China's domestic chip equipment sector has grown alongside its imports, with the top five domestic players all reporting record-high revenue last year, according to Nikkei Asia's analysis. Four of them also delivered their highest-ever net profits last year. Naura Technology, for example, saw its net profit surge more than 44% and its revenue climb 35%. It broke into the global top six of equipment makers by revenue in 2024, a space that has always been dominated by U.S., European and Japanese players.
China launched a "de-Americanization" campaign to encourage local chipmakers to replace U.S. chip tools if at all possible to reduce geopolitical risks, industry executives told Nikkei Asia.
Chip equipment from Japan and South Korea is in particular demand as Chinese chipmakers expand in both chip manufacturing and chip packaging to meet surging local demand, according to multiple executives at equipment makers.
"Lithography and cleaning machines from Japan and hybrid bonding tools from South Korea are in high demand," an executive with a Chinese chip tool maker told Nikkei Asia.
For example, hybrid bonding tools from Hanmi Semiconductor of South Korea are used by SK Hynix to develop high-bandwidth memory chips, essential components for AI chips, the executive added. "Every tool that SK Hynix uses for HBMs, Chinese companies want them, too."
South Korea's exports of semiconductor manufacturing tools to China jumped 42.4% to $1.4 billion in 2024 from the previous year, according to data from the Korea International Trade Association, driven by demand from Chinese chipmakers, including the country's leading memory chipmaker ChangXin Memory Technologies.
"About half of the exports go to Chinese makers, including CXMT, while the other half is for Samsung's Xian and SK Hynix's Wuxi factories," said Kim Hyok-jung, a researcher at Korea Institute for International Economic Policy. "Chinese chipmakers increased their investment in tools with government support."
Japan and the Netherlands, longtime leaders in high-quality semiconductor manufacturing equipment, are home to major players such as Tokyo Electron, Advantest and ASML.
ASML said it expects its China sales to slow and normalize in 2025 compared to 2024 due to export controls.

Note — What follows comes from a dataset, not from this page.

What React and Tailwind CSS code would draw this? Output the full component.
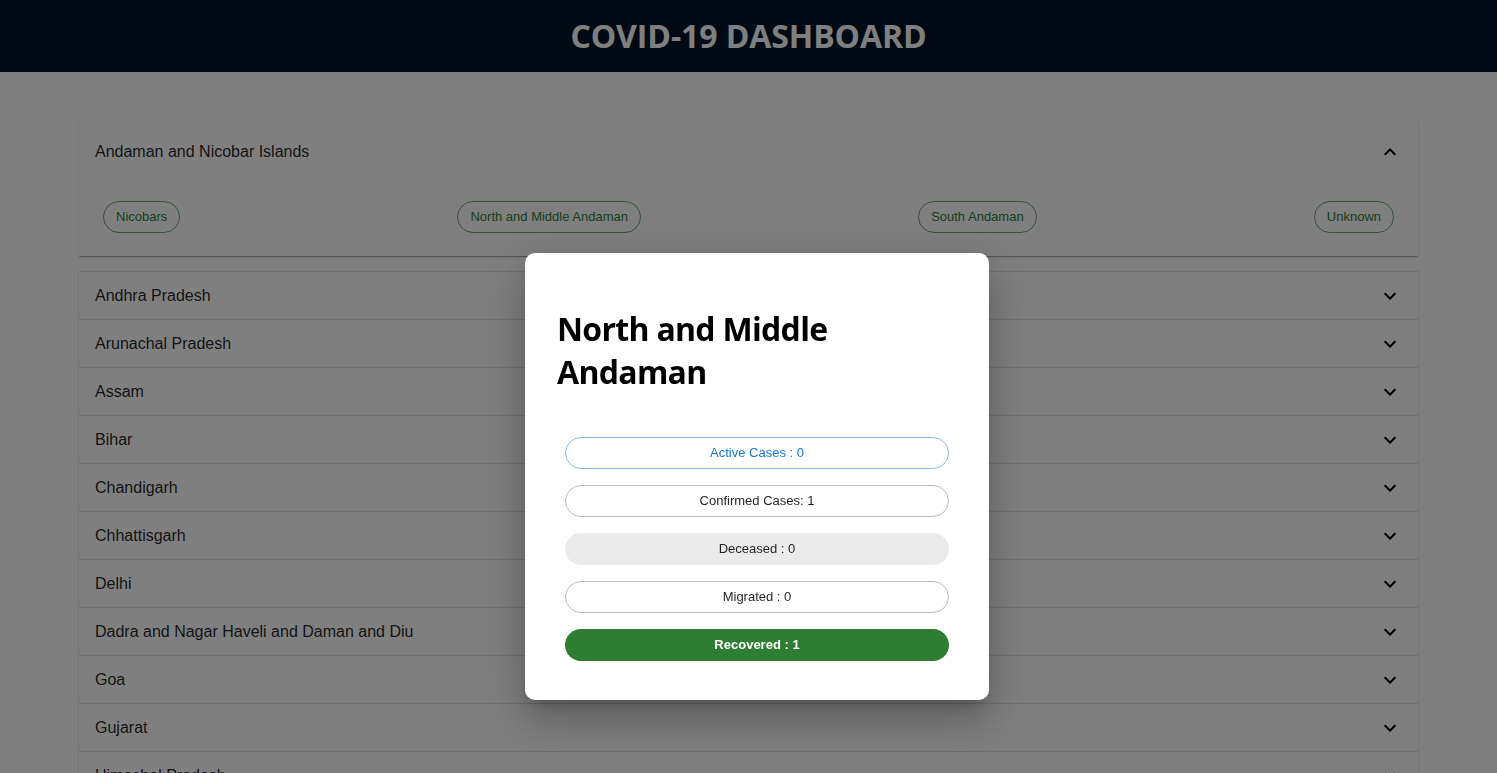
import React from "react";

const districts = ["Nicobars", "North and Middle Andaman", "South Andaman", "Unknown"];

const states = [
  "Andhra Pradesh",
  "Arunachal Pradesh",
  "Assam",
  "Bihar",
  "Chandigarh",
  "Chhattisgarh",
  "Delhi",
  "Dadra and Nagar Haveli and Daman and Diu",
  "Goa",
  "Gujarat",
  "Himachal Pradesh",
  "Haryana",
  "Jharkhand",
];

const paperShadow =
  "shadow-[0px_2px_1px_-1px_rgba(0,0,0,0.2),0px_1px_1px_0px_rgba(0,0,0,0.14),0px_1px_3px_0px_rgba(0,0,0,0.12)]";

function Chevron({ up }) {
  return (
    <svg viewBox="0 0 24 24" className={`w-6 h-6 fill-[rgba(0,0,0,0.54)]${up ? " rotate-180" : ""}`}>
      <path d="M16.59 8.59 12 13.17 7.41 8.59 6 10l6 6 6-6z" />
    </svg>
  );
}

function StateRow({ name }) {
  return (
    <div className={`bg-white border-t border-[rgba(0,0,0,0.12)] ${paperShadow}`}>
      <div className="h-[47px] flex items-center justify-between px-4">
        <span className="text-base text-[rgba(0,0,0,0.87)]">{name}</span>
        <Chevron />
      </div>
    </div>
  );
}

const stats = [
  { label: "Active Cases : 0", cls: "border border-[rgba(25,118,210,0.5)] text-[#1976d2]" },
  { label: "Confirmed Cases: 1", cls: "border border-[#bdbdbd] text-[rgba(0,0,0,0.87)]" },
  { label: "Deceased : 0", cls: "bg-[#ebebeb] text-[rgba(0,0,0,0.87)]" },
  { label: "Migrated : 0", cls: "border border-[#bdbdbd] text-[rgba(0,0,0,0.87)]" },
  { label: "Recovered : 1", cls: "bg-[#2e7d32] text-white font-bold" },
];

export default function App() {
  return (
    <div className="min-h-screen bg-white font-['Liberation_Sans',Arial,sans-serif]">
      <header className="h-[72px] bg-[#001529] flex items-center justify-center">
        <h1 className="text-white text-[32px] font-bold font-['Open_Sans','Noto_Sans',sans-serif] tracking-[-0.1px]">
          COVID-19 DASHBOARD
        </h1>
      </header>

      <main className="px-[79px] pt-[48px] pb-10">
        <div className={`bg-white rounded-t ${paperShadow}`}>
          <div className="h-[64px] flex items-center justify-between px-4">
            <span className="text-base text-[rgba(0,0,0,0.87)]">Andaman and Nicobar Islands</span>
            <Chevron up />
          </div>
          <div className="px-4 pt-[9px] pb-[15px] flex justify-between">
            {districts.map((d) => (
              <span
                key={d}
                className="m-2 h-8 px-3 rounded-full border border-[rgba(46,125,50,0.7)] text-[#2e7d32] text-[13px] flex items-center"
              >
                {d}
              </span>
            ))}
          </div>
        </div>

        <div className="mt-[15px]">
          {states.map((s) => (
            <StateRow key={s} name={s} />
          ))}
        </div>
      </main>

      <div className="fixed inset-0 bg-black/50">
        <div className="absolute left-[525px] top-[253px] w-[464px] bg-white rounded-[10px] px-8 pt-8 pb-[39px] shadow-[0px_11px_15px_-7px_rgba(0,0,0,0.2),0px_24px_38px_3px_rgba(0,0,0,0.14),0px_9px_46px_8px_rgba(0,0,0,0.12)]">
          <h2 className="mt-[23px] mb-[44px] text-[32px] leading-[42.5px] font-bold text-black font-['Open_Sans','Noto_Sans',sans-serif] tracking-[-0.7px]">
            North and Middle Andaman
          </h2>
          <div className="px-2 flex flex-col gap-4">
            {stats.map((s) => (
              <div
                key={s.label}
                className={`h-8 rounded-full flex items-center justify-center text-[13px] ${s.cls}`}
              >
                {s.label}
              </div>
            ))}
          </div>
        </div>
      </div>
    </div>
  );
}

U.S. players include Applied Materials, Lam Research and KLA, while notable South Korean makers include Semes and Hanmi Semiconductor.

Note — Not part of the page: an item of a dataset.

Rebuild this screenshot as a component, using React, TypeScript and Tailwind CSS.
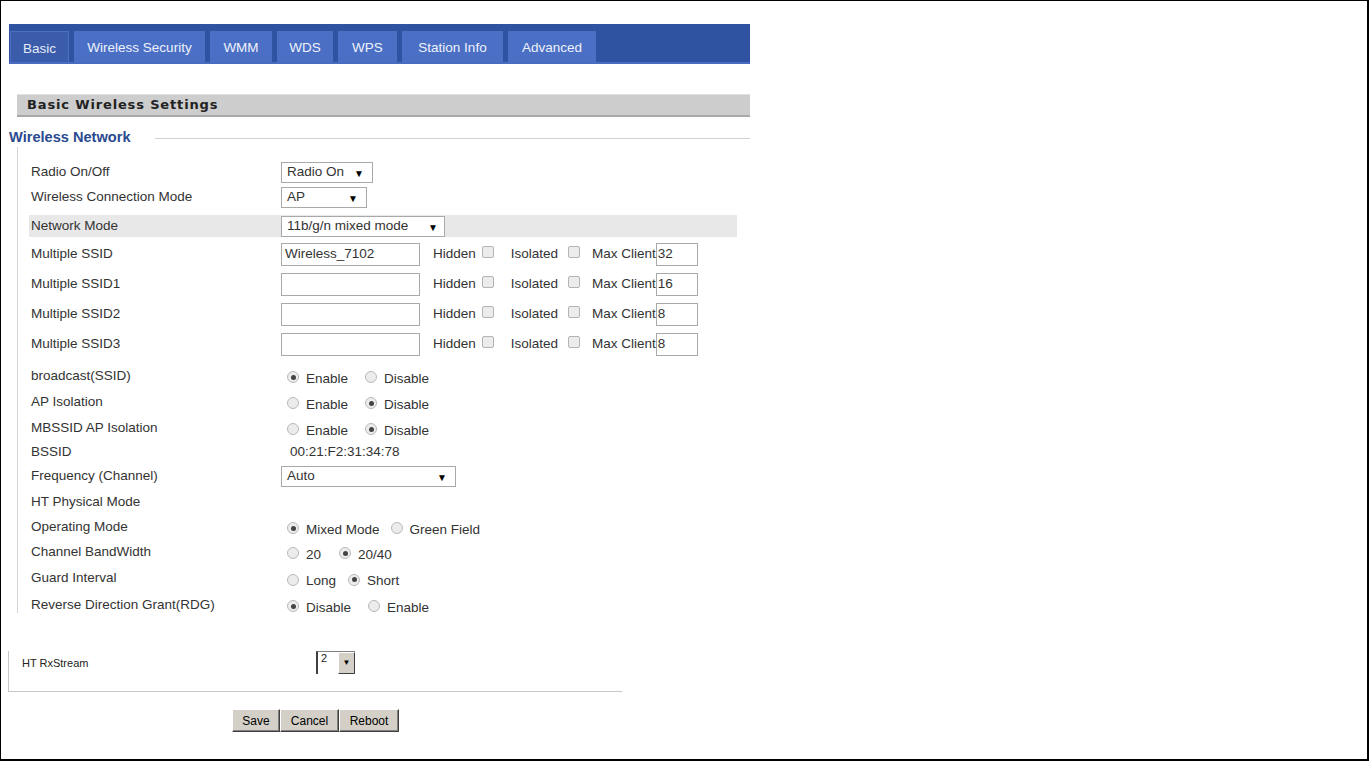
import React from "react";

const font = { fontFamily: '"Liberation Sans", Arial, sans-serif' };

function Sel({ w, text, arrowRight = 8 }: { w: number; text: string; arrowRight?: number }) {
  return (
    <div
      className="relative flex h-[21px] items-center border border-[#a9a9a9] bg-white pl-[5px] text-[13.5px] text-[#333]"
      style={{ width: w }}
    >
      <span>{text}</span>
      <span className="absolute top-[3px] text-[10px] text-black" style={{ right: arrowRight }}>
        ▼
      </span>
    </div>
  );
}

function Check() {
  return <span className="inline-block h-[12px] w-[12px] rounded-[2px] border border-[#b4b4b4] bg-[#ececec]" />;
}

function Radio({ on }: { on: boolean }) {
  return (
    <span className="inline-flex h-[12px] w-[12px] items-center justify-center rounded-full border border-[#b9b9b9] bg-[#ececec]">
      {on && <span className="h-[5px] w-[5px] rounded-full bg-[#444]" />}
    </span>
  );
}

function Radios({ opts }: { opts: [string, boolean, number][] }) {
  return (
    <div className="ml-[6px] mt-[6px] flex items-center">
      {opts.map(([t, on, gap], i) => (
        <span key={i} className="flex items-center" style={{ marginRight: gap }}>
          <span className="mt-[-4px] flex">
            <Radio on={on} />
          </span>
          <span className="ml-[7px]">{t}</span>
        </span>
      ))}
    </div>
  );
}

function Row({
  h,
  mt = 0,
  label,
  children,
  bg = false,
}: {
  h: number;
  mt?: number;
  label: string;
  children?: React.ReactNode;
  bg?: boolean;
}) {
  return (
    <div
      className={`flex w-[708px] items-center pl-[2px] ${bg ? "bg-[#e8e8e8]" : ""}`}
      style={{ height: h, marginTop: mt }}
    >
      <div className="w-[250px] shrink-0">{label}</div>
      <div className="flex items-center">{children}</div>
    </div>
  );
}

function SsidRow({ label, value, max }: { label: string; value: string; max: string }) {
  return (
    <Row h={30} label={label}>
      <div className="flex h-[23px] w-[139px] items-center border border-[#a9a9a9] bg-white pl-[3px]">{value}</div>
      <span className="ml-[13px]">Hidden</span>
      <span className="ml-[6px] mt-[-5px] flex">
        <Check />
      </span>
      <span className="ml-[17px]">Isolated</span>
      <span className="ml-[10px] mt-[-5px] flex">
        <Check />
      </span>
      <span className="ml-[12px]">Max Client</span>
      <div className="flex h-[23px] w-[42px] items-center border border-[#a9a9a9] bg-white pl-[1px]">{max}</div>
    </Row>
  );
}

function Btn({ w, children }: { w: number; children: React.ReactNode }) {
  return (
    <button
      className="flex h-[23px] items-center justify-center border border-t-[#ffffff] border-l-[#ffffff] border-r-[#404040] border-b-[#404040] bg-[#d4d0c8] text-[12px] text-black shadow-[inset_-1px_-1px_0_#808080]"
      style={{ width: w }}
    >
      {children}
    </button>
  );
}

export default function App() {
  const tabs = ["Wireless Security", "WMM", "WDS", "WPS", "Station Info", "Advanced"];
  const tabW = [131, 62, 56, 59, 101, 88];
  return (
    <div className="h-[761px] w-[1369px] overflow-hidden bg-white" style={font}>
      <div className="flex h-[761px] w-[1369px] flex-col border-t border-l border-r-2 border-b-2 border-black">
        {/* Tab bar */}
        <div className="ml-[8px] mt-[23px] flex h-[40px] w-[741px] items-end gap-[5px] border-b-2 border-[#4a6cc0] bg-[#3053a1] pl-[1px]">
          <div className="flex h-[31px] w-[59px] items-center justify-center border border-b-0 border-[#4d6fbf] bg-[#3a5cab] pt-[4px] text-[13.5px] text-[#e4ebf8]">
            Basic
          </div>
          {tabs.map((t, i) => (
            <div
              key={t}
              className="flex h-[31px] items-center justify-center bg-[#4a6fc5] pt-[4px] text-[13.5px] text-[#eef2fb]"
              style={{ width: tabW[i] }}
            >
              {t}
            </div>
          ))}
        </div>

        {/* Section header */}
        <div
          className="ml-[16px] mt-[30px] flex h-[23px] w-[733px] items-center border-t border-t-[#e0e0e0] border-b-2 border-b-[#a8a8a8] bg-[#cdcdcd] pl-[10px] text-[13px] font-bold tracking-[0.85px] text-[#222]"
          style={{ fontFamily: '"DejaVu Sans", Verdana, sans-serif' }}
        >
          Basic Wireless Settings
        </div>

        {/* Fieldset legend */}
        <div className="ml-[8px] mt-[12px] flex h-[18px] w-[741px] items-center">
          <span className="text-[14.6px] font-bold text-[#2b4a8f]">Wireless Network</span>
          <span className="ml-[24px] h-px flex-1 bg-[#d0d0d0]" />
        </div>

        {/* Fieldset body (clipped) */}
        <div className="ml-[16px] h-[466px] overflow-hidden border-l border-[#d6d6d6] pl-[11px] text-[13.5px] text-[#333]">
          <div className="pt-[13px]">
            <Row h={24} label="Radio On/Off">
              <Sel w={92} text="Radio On" arrowRight={8} />
            </Row>
            <Row h={26} label="Wireless Connection Mode">
              <Sel w={86} text="AP" arrowRight={8} />
            </Row>
            <Row h={22} mt={5} label="Network Mode" bg>
              <Sel w={164} text="11b/g/n mixed mode" arrowRight={6} />
            </Row>
            <div className="mt-[2px]">
              <SsidRow label="Multiple SSID" value="Wireless_7102" max="32" />
              <SsidRow label="Multiple SSID1" value="" max="16" />
              <SsidRow label="Multiple SSID2" value="" max="8" />
              <SsidRow label="Multiple SSID3" value="" max="8" />
            </div>
            <Row h={26} mt={4} label="broadcast(SSID)">
              <Radios opts={[["Enable", true, 17], ["Disable", false, 0]]} />
            </Row>
            <Row h={26} label="AP Isolation">
              <Radios opts={[["Enable", false, 17], ["Disable", true, 0]]} />
            </Row>
            <Row h={26} label="MBSSID AP Isolation">
              <Radios opts={[["Enable", false, 17], ["Disable", true, 0]]} />
            </Row>
            <Row h={22} label="BSSID">
              <span className="ml-[9px]">00:21:F2:31:34:78</span>
            </Row>
            <Row h={26} label="Frequency (Channel)">
              <Sel w={175} text="Auto" arrowRight={8} />
            </Row>
            <Row h={26} label="HT Physical Mode" />
            <Row h={24} label="Operating Mode">
              <Radios opts={[["Mixed Mode", true, 11], ["Green Field", false, 0]]} />
            </Row>
            <Row h={26} label="Channel BandWidth">
              <Radios opts={[["20", false, 18], ["20/40", true, 0]]} />
            </Row>
            <Row h={27} label="Guard Interval">
              <Radios opts={[["Long", false, 12], ["Short", true, 0]]} />
            </Row>
            <Row h={26} label="Reverse Direction Grant(RDG)">
              <Radios opts={[["Disable", true, 17], ["Enable", false, 0]]} />
            </Row>
          </div>
        </div>

        {/* Lower section */}
        <div
          className="ml-[7px] mt-[38px] flex h-[41px] w-[614px] border-l border-b border-[#c8c8c8] text-[11px] text-[#222]"
          style={{ fontFamily: '"Liberation Sans", Tahoma, sans-serif' }}
        >
          <div className="flex w-[307px] items-start pl-[13px] pt-[4px]">HT RxStream</div>
          <div className="flex h-[23px] w-[39px] border-l-2 border-t border-l-[#404040] border-t-[#808080] bg-white">
            <div className="flex-1 pl-[3px] pt-[1px] text-[11px] leading-none text-[#222]">2</div>
            <div className="flex w-[17px] items-center justify-center border border-t-white border-l-white border-r-[#404040] border-b-[#404040] bg-[#d4d0c8] text-[8px] text-black">
              ▼
            </div>
          </div>
        </div>

        <div className="ml-[231px] mt-[17px] flex" style={{ fontFamily: '"Liberation Sans", Tahoma, sans-serif' }}>
          <Btn w={48}>Save</Btn>
          <Btn w={59}>Cancel</Btn>
          <Btn w={60}>Reboot</Btn>
        </div>
      </div>
    </div>
  );
}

An executive with a Japanese chip production tool maker said demand is surging because the technologies of Japanese and South Korean suppliers are extremely appealing to Chinese chipmakers looking to elevate their capabilities but struggle to access American tools.
"We've also noticed increasing talent outflows from Japanese and South Korean suppliers to China, including retired senior engineers," the executive said. "In the longer term, three to five years, Chinese homegrown tool suppliers' technological breakthroughs will meaningfully affect foreign suppliers' market share and cause greater pressure."
While business boomed last year, Japanese and Dutch equipment suppliers are walking a tightrope between the U.S. and China. Washington introduced export controls on chip production tools against China in late 2022 and it has been pressuring Japan and the Netherlands to roll out similar restrictions to curb China's advancement in semiconductor manufacturing.
Spending on semiconductor equipment is a key indicator of chip plant expansion, as equipment accounts for the largest portion of chipmakers' total capital expenditure. China's share of the mature chip market is projected to rise from 28% in 2025 to 39% by 2027, intensifying pressure on global competitors, Nikkei earlier reported. Leading Chinese chipmaker SMIC said it will maintain near-record capital spending in 2025 to expand its market share and meet rising domestic demand for chip production.
David Dai, a semiconductor analyst at Bernstein Research, said China's spending on semiconductor equipment has risen significantly in recent years not only for stockpiling but also to support a massive expansion in local production. Total procurement, including smaller import sources and local producers, came to $45 billion, compared to $12 billion in 2019, according to Bernstein.
Most of the benefit, however, is going to domestic players.
"China's domestic semiconductor equipment sector is gaining market share as local companies begin to replace some U.S. rivals," Dai said. "It's increasingly clear that U.S. chip equipment makers in areas like etching, deposition, and cleaning are losing ground to Chinese homegrown competitors amid rising geopolitical tensions and export controls. Equipment makers from Japan, the Netherlands, and South Korea have all benefited from China's surge in spending, with the Netherlands, in particular, seeing a notable uptick in stockpiling due to tightening export controls."